The Cambridge History of English and American Literature in 18 Volumes (1907–21).
Volume XI. The Period of the French Revolution.
§ 11. John Mason
Although it would be rather dangerous to say what book of his own time Johnson had not read, there is not, to the knowledge of the present writer, any sign in his Works or in his Life of his having come across the speculations on prose, verse and elocution of John Mason, which were published in three little tracts shortly before The Rambler appeared. The author was a nonconformist minister (which would not have pleased Johnson), and a careful and intelligent student of the classics (which, to some extent, might have reconciled him).
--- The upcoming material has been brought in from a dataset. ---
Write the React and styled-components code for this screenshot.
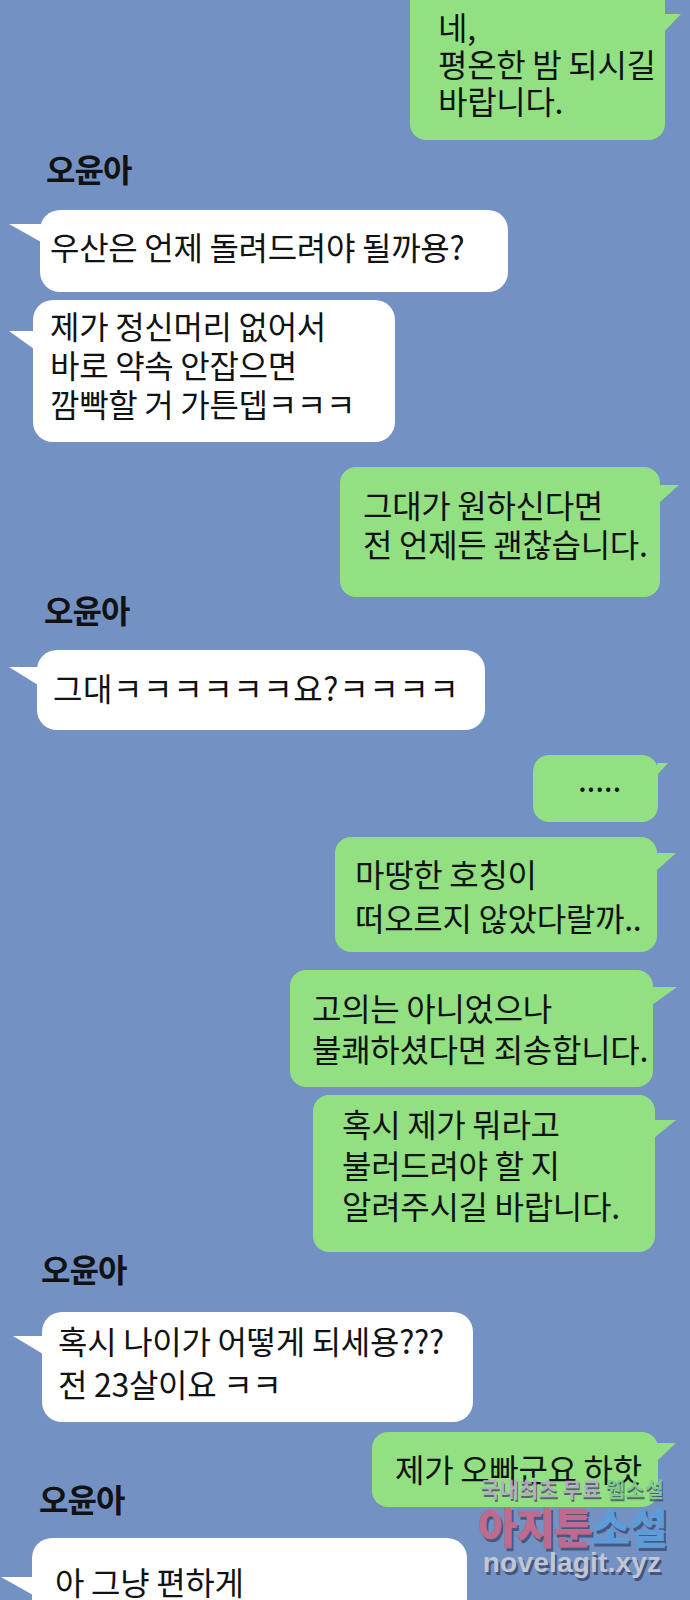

He certainly, however, would have been inclined to regard Mason as a most pestilent nonconformist in prosody. Mason is somewhat inclined to musical views, but very slightly; and he adopts what some think the illegitimate, others the sensible, plan of evading the accent v. quantity logomachy by laying it down that “that which principally determines English quantity is the accent and emphasis.” But his great claim to notice, and, in the opinion of at least the present writer, to approval, is that he absolutely refuses the strict decasyllabic limitation and regular accentual distribution, with their consequences or corollaries of elision, forced caesura towards the centre, and so forth. He calls attention to the positively superior “sweetness” of lines of even twelve or fourteen syllables; and, to accommodate this excess, he not only admits feet, but feet of more than two syllables, as well as a freely movable caesura and other easements.